What Should Florida Buyers Know About Flood Zones?
What Should Florida Buyers Know About Flood Zones?
Quick Answer
Florida buyers purchasing in FEMA-designated flood zones must budget for mandatory flood insurance, obtain an elevation certificate, and understand how AE, VE, and X zone designations affect both mortgage requirements and long-term ownership costs. In Sarasota and Manatee counties, where a significant portion of coastal inventory sits inside Special Flood Hazard Areas (SFHAs), skipping this research is one of the costliest mistakes a buyer can make. For detailed information, please call Michael Renick.

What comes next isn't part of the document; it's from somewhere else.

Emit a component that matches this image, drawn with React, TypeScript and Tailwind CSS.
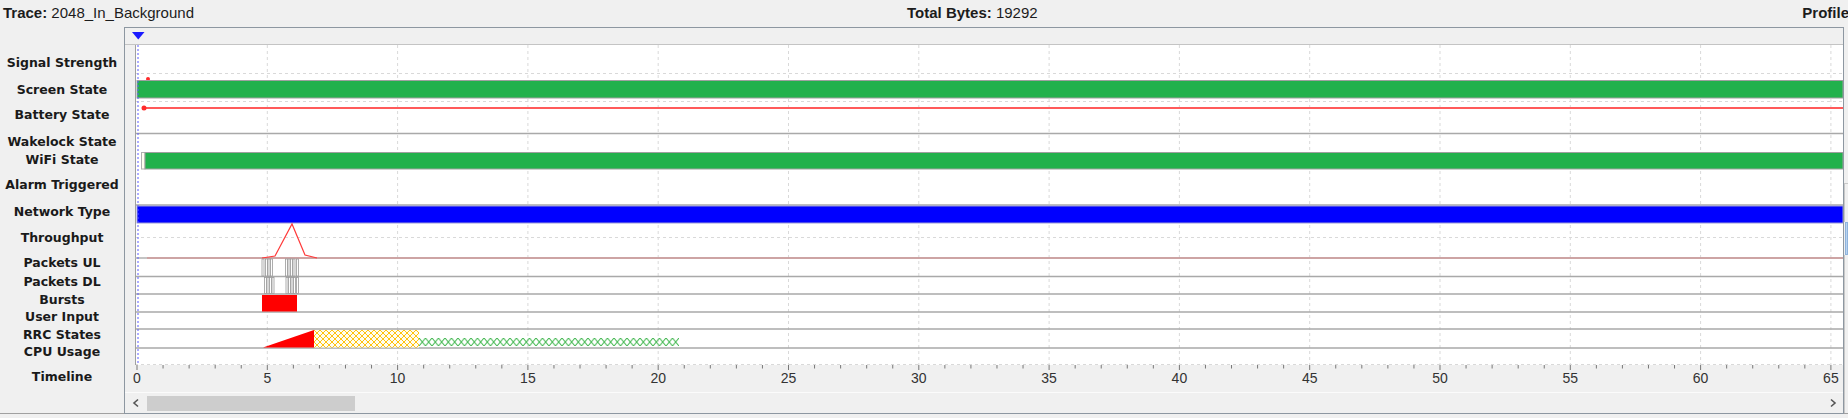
import React from "react";

const T0 = 137;
const PX = 26.06;
const tx = (t: number) => T0 + t * PX;

const labels: { text: string; cls: string }[] = [
  { text: "Signal Strength", cls: "mt-[29px]" },
  { text: "Screen State", cls: "mt-[13px]" },
  { text: "Battery State", cls: "mt-[11px]" },
  { text: "Wakelock State", cls: "mt-[13px]" },
  { text: "WiFi State", cls: "mt-[4px]" },
  { text: "Alarm Triggered", cls: "mt-[11px]" },
  { text: "Network Type", cls: "mt-[13px]" },
  { text: "Throughput", cls: "mt-[12px]" },
  { text: "Packets UL", cls: "mt-[11px]" },
  { text: "Packets DL", cls: "mt-[5px]" },
  { text: "Bursts", cls: "mt-[4px]" },
  { text: "User Input", cls: "mt-[3px]" },
  { text: "RRC States", cls: "mt-[4px]" },
  { text: "CPU Usage", cls: "mt-[3px]" },
  { text: "Timeline", cls: "mt-[11px]" },
];

const majors = Array.from({ length: 14 }, (_, i) => i * 5);
const minors = Array.from({ length: 66 }, (_, i) => i);

const ulMarks = [262, 265.5, 268, 270.5, 285.5, 288, 290.5, 293, 296.5];
const dlMarks = [264.5, 267, 269.5, 272, 286, 288.5, 291, 293.5, 296.5];

function Plot() {
  const sep = "#a9a9a9";
  const dash = "#d9d9d9";
  return (
    <svg width={1708} height={320} viewBox="135 45 1708 320" className="block">
      <defs>
        <pattern id="yel" width="6" height="6" patternUnits="userSpaceOnUse" x="314" y="330">
          <rect width="6" height="6" fill="#fffdf0" />
          <path d="M0 0L6 6M6 0L0 6" stroke="#ffc20e" strokeWidth="1" />
        </pattern>
        <pattern id="grn" width="6.5" height="8" patternUnits="userSpaceOnUse" x="419" y="338">
          <path d="M0 0L6.5 8M6.5 0L0 8" stroke="#3cb54a" strokeWidth="1" />
        </pattern>
      </defs>
      <rect x={135} y={45} width={1708} height={320} fill="#ffffff" />
      {majors.slice(1).map((t) => (
        <line key={t} x1={tx(t)} x2={tx(t)} y1={45} y2={365} stroke={dash} strokeDasharray="3 3" />
      ))}
      {[73.5, 101.5, 237.5, 364.5].map((y) => (
        <line key={y} x1={135} x2={1843} y1={y} y2={y} stroke={dash} strokeDasharray="3 3" />
      ))}
      {[133.5, 205, 276.5, 294, 312, 329, 348].map((y) => (
        <line key={y} x1={135} x2={1843} y1={y} y2={y} stroke={sep} strokeWidth={1.5} />
      ))}
      <line x1={135.5} x2={135.5} y1={45} y2={365} stroke="#a0a0a0" />

      <circle cx={148} cy={79} r={2} fill="#ff2a2a" />
      <rect x={137} y={80.5} width={1706} height={17.5} fill="#22b14c" stroke="#a0a0a0" />
      <line x1={144} x2={1843} y1={108} y2={108} stroke="#ff5a5a" strokeWidth={2} />
      <circle cx={144} cy={108} r={2.5} fill="#ff2a2a" />
      <rect x={141.5} y={152.5} width={3.5} height={16.5} fill="#fffff0" stroke="#b0b0b0" />
      <rect x={145} y={152.5} width={1698} height={16.5} fill="#22b14c" stroke="#a0a0a0" />
      <rect x={137} y={206} width={1706} height={17} fill="#0000ff" stroke="#9a9ad8" />
      <line x1={135} x2={1843} y1={258} y2={258} stroke="#b0b0b0" strokeWidth={1.5} />
      <line x1={147} x2={1843} y1={258} y2={258} stroke="#d09a9a" strokeWidth={1.5} />
      <polyline
        points="262,258 275,256 292,224 305,255 317,258"
        fill="none"
        stroke="#ff3a3a"
        strokeWidth={1.2}
      />
      {ulMarks.map((x, i) => (
        <rect key={"u" + i} x={x} y={259} width={2} height={17} fill="#ffffff" stroke="#9a9a9a" strokeWidth={0.8} />
      ))}
      {dlMarks.map((x, i) => (
        <rect key={"d" + i} x={x} y={277.5} width={2} height={16} fill="#ffffff" stroke="#9a9a9a" strokeWidth={0.8} />
      ))}
      <rect x={262} y={295} width={35} height={16.5} fill="#ff0000" />
      <polygon points="263,347.5 314,330 314,347.5" fill="#ff0000" />
      <rect x={314} y={330} width={105} height={17.5} fill="url(#yel)" />
      <rect x={419} y={338} width={260} height={8} fill="url(#grn)" />
      <line x1={138} x2={138} y1={45} y2={365} stroke="#5a5aff" strokeDasharray="2 2" />
    </svg>
  );
}

function Axis() {
  return (
    <svg width={1708} height={27} viewBox="135 365 1708 27" className="block overflow-visible">
      {minors.map((t) => (
        <line
          key={t}
          x1={tx(t)}
          x2={tx(t)}
          y1={365}
          y2={t % 5 === 0 ? 370 : 368.5}
          stroke="#777777"
        />
      ))}
      {majors.map((t) => (
        <text
          key={t}
          x={tx(t)}
          y={382.5}
          textAnchor="middle"
          fontFamily="'Liberation Sans', Arial, sans-serif"
          fontSize={14}
          fill="#333333"
        >
          {t}
        </text>
      ))}
    </svg>
  );
}

export default function App() {
  return (
    <div className="w-[1848px] h-[418px] overflow-hidden bg-[#f0f0f0] font-['Liberation_Sans',Arial,sans-serif] text-[#1c1c1c]">
      <div className="h-[27px] flex items-start pt-[4px] text-[15px] leading-[17px] whitespace-nowrap">
        <div className="w-[907px] pl-[3px]">
          <span className="font-bold">Trace:</span> 2048_In_Background
        </div>
        <div>
          <span className="font-bold">Total Bytes:</span> 19292
        </div>
        <div className="flex-1 flex justify-end mr-[-1px] overflow-visible">
          <span className="font-bold">Profile</span>
        </div>
      </div>

      <div className="flex h-[387px]">
        <div className="w-[124px] h-full border-b border-[#a0a0a0] flex flex-col items-center font-['DejaVu_Sans',sans-serif] font-bold text-[12.5px] leading-[14px] text-[#1a1a1a]">
          {labels.map((l) => (
            <div key={l.text} className={"h-[14px] whitespace-nowrap " + l.cls}>
              {l.text}
            </div>
          ))}
        </div>

        <div className="w-[1720px] h-full border border-[#8d97a1] flex flex-col">
          <div className="h-[17px] border-b border-[#c4c4c4] flex items-start pl-[7px] pt-[4px]">
            <svg width="13" height="8" viewBox="0 0 13 8" className="block">
              <polygon points="0,0 12.5,0 6.25,7.5" fill="#1a1aff" />
            </svg>
          </div>
          <div className="h-[320px] flex">
            <div className="w-[10px]" />
            <Plot />
          </div>
          <div className="h-[27px] flex">
            <div className="w-[10px]" />
            <Axis />
          </div>
          <div className="h-[21px] border-t border-[#fbfbfb] flex items-center">
            <div className="w-[21px] h-full flex items-center justify-center">
              <svg width="8" height="10" viewBox="0 0 8 10">
                <polyline points="6,1.5 2,5 6,8.5" fill="none" stroke="#555555" strokeWidth="1.6" />
              </svg>
            </div>
            <div className="flex-1 h-full flex items-center">
              <div className="ml-[1px] w-[208px] h-[15px] bg-[#cdcdcd]" />
            </div>
            <div className="w-[21px] h-full flex items-center justify-center">
              <svg width="8" height="10" viewBox="0 0 8 10">
                <polyline points="2,1.5 6,5 2,8.5" fill="none" stroke="#555555" strokeWidth="1.6" />
              </svg>
            </div>
          </div>
        </div>

        <div className="w-[4px] h-full border-b border-[#a0a0a0] flex flex-col">
          <div className="h-[156px]" />
          <div className="h-[39px] border-l border-t border-[#c8c8c8]" />
          <div className="h-[33px] ml-[1px] bg-[#b9d4f0] border border-[#8fb3dc]" />
          <div className="flex-1 border-l border-[#c8c8c8]" />
        </div>
      </div>
    </div>
  );
}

Why Flood Zones Matter More in Florida Than Almost Anywhere Else
Florida sits at or near sea level along virtually its entire coastline, and the Sarasota–Manatee region is no exception. Barrier islands like Siesta Key, Longboat Key, and Anna Maria Island are among the most flood-exposed real estate in the state. Even inland neighborhoods, when poorly drained or close to retention basins, can carry flood designations that surprise first-time buyers.
I have been helping buyers navigate this landscape for years, and the single most common shock I see at the closing table is sticker shock on the flood insurance line item. A buyer falls in love with a home, runs the numbers on principal and interest, and completely overlooks the possibility that flood insurance alone could add $4,000 to $12,000 or more per year to the annual cost of ownership. Getting ahead of this number early in the search process changes everything.
Understanding flood zones is not just about insurance, though. Florida Statute § 689.301 requires sellers to disclose material facts about a property, and courts have consistently held that known flood history qualifies. Beyond disclosure law, flood zone status shapes what lenders require, what future buyers will face, and — increasingly — whether a property can be resold at all if insurance becomes unaffordable.
How FEMA Flood Zone Designations Work
The Federal Emergency Management Agency (FEMA) produces Flood Insurance Rate Maps (FIRMs) for every county in the United States. These maps assign flood zone designations to parcels based on modeled flood risk, primarily the probability of inundation in a given year. Here is how the major designations break down in practical terms for Sarasota and Manatee county buyers:
Zone X (minimal or moderate risk): Properties in Zone X are outside the 100-year floodplain. Lenders with federally backed mortgages do not require flood insurance here, though purchasing it voluntarily is still worth considering given Florida’s storm history. Premiums for Zone X policies under the National Flood Insurance Program (NFIP) are typically far lower — sometimes under $500 per year — making this coverage an easy yes.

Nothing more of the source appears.